*SOURCE DATA:*
╔══

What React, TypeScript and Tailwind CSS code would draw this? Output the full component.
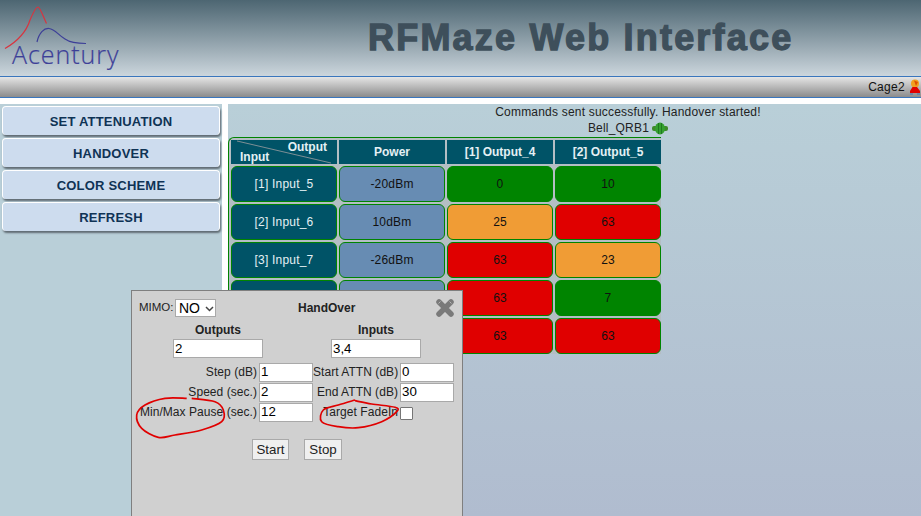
import React from "react";

const sans = "font-['Liberation_Sans',Arial,sans-serif]";

function smooth(p: [number, number][]) {
  let d = `M${p[0][0]} ${p[0][1]}`;
  for (let i = 0; i < p.length - 1; i++) {
    const a = p[Math.max(i - 1, 0)];
    const b = p[i];
    const c = p[i + 1];
    const e = p[Math.min(i + 2, p.length - 1)];
    d += ` C${b[0] + (c[0] - a[0]) / 6} ${b[1] + (c[1] - a[1]) / 6} ${c[0] - (e[0] - b[0]) / 6} ${c[1] - (e[1] - b[1]) / 6} ${c[0]} ${c[1]}`;
  }
  return d;
}

const ring1: [number, number][] = [[186.700, 398.300], [165, 398.300], [145, 405], [136.700, 415], [141.700, 428.300], [158.300, 437.300], [175, 435], [201.700, 430], [221.700, 421.700], [223.300, 410], [215, 401.700], [191.700, 398.300]];
const ring2: [number, number][] = [[355, 400], [338.300, 405], [323.300, 410], [321.700, 421.700], [338.300, 426.700], [358.300, 427.700], [381.700, 421.700], [396.700, 411.700], [395, 407.300], [371.700, 404], [355, 400.700]];

function Logo() {
  return (
    <div className="relative w-[125px] h-[76px] shrink-0">
      <svg width="125" height="76" viewBox="0 0 125 76" className="absolute left-0 top-0">
        <path d="M5 48.500 C18 41 26 33 30 20 C33 13 36 7 38 7 C40 7 42.500 15 46.500 23.500" fill="none" stroke="#d8343f" strokeWidth="1.200" />
        <path d="M37 42 C39 33 44 28 49 28.500 C55 29 58 35 65 39 C70 42.500 76 43.500 86 43.500" fill="none" stroke="#3d3f98" strokeWidth="1.200" />
      </svg>
      <span className="absolute left-[12px] top-[38px] text-[25px] leading-[32px] font-['Open_Sans',sans-serif] font-light text-[#3d3f98] tracking-[0.95px] [-webkit-text-stroke:0.2px_#3d3f98]">Acentury</span>
    </div>
  );
}

function SideButton({ label }: { label: string }) {
  return (
    <button className="h-[29px] w-[218px] ml-[2px] rounded-[4px] bg-[#cddcee] border-t border-l border-r border-white shadow-[1px_2px_2px_#5f6b73] text-[13px] tracking-[0.2px] pt-[1px] font-bold text-[#0f3355] text-center">
      {label}
    </button>
  );
}

function Head({ children }: { children: React.ReactNode }) {
  return <div className="h-[24px] bg-[#005367] text-[#e4f0f4] text-[12px] font-bold flex items-center justify-center">{children}</div>;
}

function Cell({ children, c }: { children?: React.ReactNode; c: string }) {
  return <div className={`h-[36px] rounded-[6px] border border-[#008400] flex items-center justify-center text-[12px] tracking-[0.2px] ${c}`}>{children}</div>;
}

const IN = "bg-[#005367] text-[#e4f0f4]";
const PW = "bg-[#678cb3] text-[#111]";
const G = "bg-[#008400] text-[#111]";
const O = "bg-[#f09c35] text-[#111]";
const R = "bg-[#e00000] text-[#111]";

const rows: [string, string, [string, string], [string, string]][] = [
  ["[1] Input_5", "-20dBm", ["0", G], ["10", G]],
  ["[2] Input_6", "10dBm", ["25", O], ["63", R]],
  ["[3] Input_7", "-26dBm", ["63", R], ["23", O]],
  ["", "", ["63", R], ["7", G]],
  ["", "", ["63", R], ["63", R]],
];

function Field({ v, w = "w-[54px]" }: { v: string; w?: string }) {
  return <input readOnly value={v} className={`${w} h-[19px] bg-white border border-[#a9a9a9] px-[1px] text-[13.300px] text-black outline-none`} />;
}

function FormRow({ a, av, b, bv, check }: { a: string; av: string; b: string; bv?: string; check?: boolean }) {
  return (
    <div className="flex items-center h-[20px] text-[12px] tracking-[0.05px] text-[#222]">
      <span className="w-[125px] text-right pr-[2px] whitespace-nowrap">{a}</span>
      <Field v={av} />
      <span className="w-[87px] text-right pr-[2px] whitespace-nowrap">{b}</span>
      {check ? <span className="w-[13px] h-[13px] mt-[2px] bg-white border border-[#767676] rounded-[1px]" /> : <Field v={bv ?? ""} />}
    </div>
  );
}

function Modal() {
  return (
    <div className="absolute left-[131px] top-[290px] w-[332px] h-[240px] bg-[#d0d0d0] border border-[#7f7f7f] pt-[8px] text-[#222]">
      <div className="flex items-center h-[18px] pl-[7px] relative">
        <span className="text-[11.500px] w-[36px]">MIMO:</span>
        <div className="w-[41px] h-[18px] bg-white border border-[#a9a9a9] flex items-center pl-[3px] text-[14px] leading-none text-black">
          NO
          <svg width="9" height="6" viewBox="0 0 9 6" className="ml-[5px] mt-[2px]"><path d="M1 1 L4.500 4.500 L8 1" fill="none" stroke="#444" strokeWidth="1.500" /></svg>
        </div>
        <span className="ml-[82px] text-[12px] font-bold">HandOver</span>
        <svg width="20" height="20" viewBox="0 0 20 20" className="absolute left-[303px] top-[-1px]">
          <path d="M4 4 L16 16 M16 4 L4 16" stroke="#7a7a7a" strokeWidth="5.500" strokeLinecap="round" />
          <path d="M3.500 5.500 L5.500 3.500 M14.500 3.500 L16.500 5.500" stroke="#b5b5b5" strokeWidth="1" />
        </svg>
      </div>
      <div className="flex mt-[5px]">
        <div className="w-[158px] ml-[41px] flex flex-col">
          <span className="text-[12px] font-bold h-[16px] leading-[16px] w-[90px] text-center">Outputs</span>
          <Field v="2" w="w-[90px] mt-[1px]" />
        </div>
        <div className="flex flex-col">
          <span className="text-[12px] font-bold h-[16px] leading-[16px] w-[90px] text-center">Inputs</span>
          <Field v="3,4" w="w-[90px] mt-[1px]" />
        </div>
      </div>
      <div className="mt-[4px] ml-[2px] flex flex-col">
        <FormRow a="Step (dB)" av="1" b="Start ATTN (dB)" bv="0" />
        <FormRow a="Speed (sec.)" av="2" b="End ATTN (dB)" bv="30" />
        <FormRow a="Min/Max Pause (sec.)" av="12" b="Target FadeIn" check />
      </div>
      <div className="flex mt-[17px] ml-[120px] gap-[15px]">
        <button className="w-[37px] h-[21px] bg-[#efefef] border border-[#a9a9a9] text-[13.300px] leading-none text-[#222]">Start</button>
        <button className="w-[38px] h-[21px] bg-[#efefef] border border-[#a9a9a9] text-[13.300px] leading-none text-[#222]">Stop</button>
      </div>
    </div>
  );
}

export default function App() {
  return (
    <div className={`relative w-[921px] h-[516px] overflow-hidden bg-white ${sans}`}>
      <header className="h-[76px] flex bg-gradient-to-b from-[#4d6672] to-[#ccd6dd]">
        <Logo />
        <div className="flex-1 pl-[243px] pt-[15px]">
          <h1 className={`${sans} font-bold text-[36px] leading-[46px] text-[#3e4f5b] tracking-[2.200px] whitespace-nowrap [-webkit-text-stroke:1.300px_#3e4f5b]`}>RFMaze Web Interface</h1>
        </div>
      </header>
      <div className="h-[22px] border-y border-[#3a76bd] bg-gradient-to-b from-[#e6e6e6] to-[#8c8c8c] flex items-center justify-end">
        <span className="text-[12px] tracking-[0.3px] text-[#111] mr-[4px]">Cage2</span>
        <svg width="12" height="16" viewBox="0 0 12 16">
          <circle cx="6" cy="4.500" r="4" fill="#f0a020" />
          <path d="M5 1.500 L9 3 L7 7 Z" fill="#e05000" />
          <path d="M3.500 8 L8 8 L11 12 L11 14 L1 14 L1 12 Z" fill="#e00000" />
          <path d="M1 15 H4 M8 15 H11" stroke="#3a76bd" strokeWidth="1" />
        </svg>
      </div>
      <div className="h-[6px] bg-white" />
      <div className="flex h-[412px]">
        <aside className="w-[222px] bg-[#b9cfd8] pt-[2px] flex flex-col gap-[3px] shrink-0">
          <SideButton label="SET ATTENUATION" />
          <SideButton label="HANDOVER" />
          <SideButton label="COLOR SCHEME" />
          <SideButton label="REFRESH" />
        </aside>
        <main className="ml-[6px] flex-1 bg-gradient-to-b from-[#b9cfd8] to-[#b0bccf]">
          <div className="h-[33px] text-center text-[12px] tracking-[0.2px] leading-[16px] text-[#222] pl-[107px]">
            <div>Commands sent successfully. Handover started!</div>
            <div className="flex items-center justify-center gap-[3px]">
              Bell_QRB1
              <svg width="16" height="13" viewBox="0 0 16 13">
                <rect x="0" y="4" width="16" height="5" rx="2" fill="#3f8a2a" />
                <ellipse cx="8" cy="6.500" rx="5" ry="6" fill="#35a030" />
                <path d="M6.500 1 V12 M9.500 1 V12" stroke="#1f7a1f" strokeWidth="1" />
              </svg>
            </div>
          </div>
          <div className="w-[433px] border-t border-l border-[#008400] rounded-tl-[6px] bg-[#b4bec4] grid grid-cols-[106px_106px_106px_106px] gap-[2px] pl-[2px] pt-[2px]">
            <div className="relative h-[24px] bg-[#005367] text-[#e4f0f4] text-[12px] font-bold">
              <svg width="106" height="24" className="absolute left-0 top-0"><path d="M6 1 L100 23" stroke="#7d8f95" strokeWidth="1" /></svg>
              <span className="absolute right-[10px] top-[0px] leading-[14px]">Output</span>
              <span className="absolute left-[9px] bottom-[0px] leading-[14px]">Input</span>
            </div>
            <Head>Power</Head>
            <Head>[1] Output_4</Head>
            <Head>[2] Output_5</Head>
            {rows.map((r, i) => (
              <React.Fragment key={i}>
                <Cell c={IN}>{r[0]}</Cell>
                <Cell c={PW}>{r[1]}</Cell>
                <Cell c={r[2][1]}>{r[2][0]}</Cell>
                <Cell c={r[3][1]}>{r[3][0]}</Cell>
              </React.Fragment>
            ))}
          </div>
        </main>
      </div>
      <Modal />
      <svg width="921" height="516" className="absolute left-0 top-0 pointer-events-none">
        <path d={smooth(ring1)} fill="none" stroke="#e00000" strokeWidth="1.700" />
        <path d={smooth(ring2)} fill="none" stroke="#e00000" strokeWidth="1.700" />
      </svg>
    </div>
  );
}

╚══

Copy every line of the data that holds the string "React".

What React, TypeScript and Tailwind CSS code would draw this? Output the full component.
import React from "react";
function Head({ children }: { children: React.ReactNode }) {
function Cell({ children, c }: { children?: React.ReactNode; c: string }) {
              <React.Fragment key={i}>
              </React.Fragment>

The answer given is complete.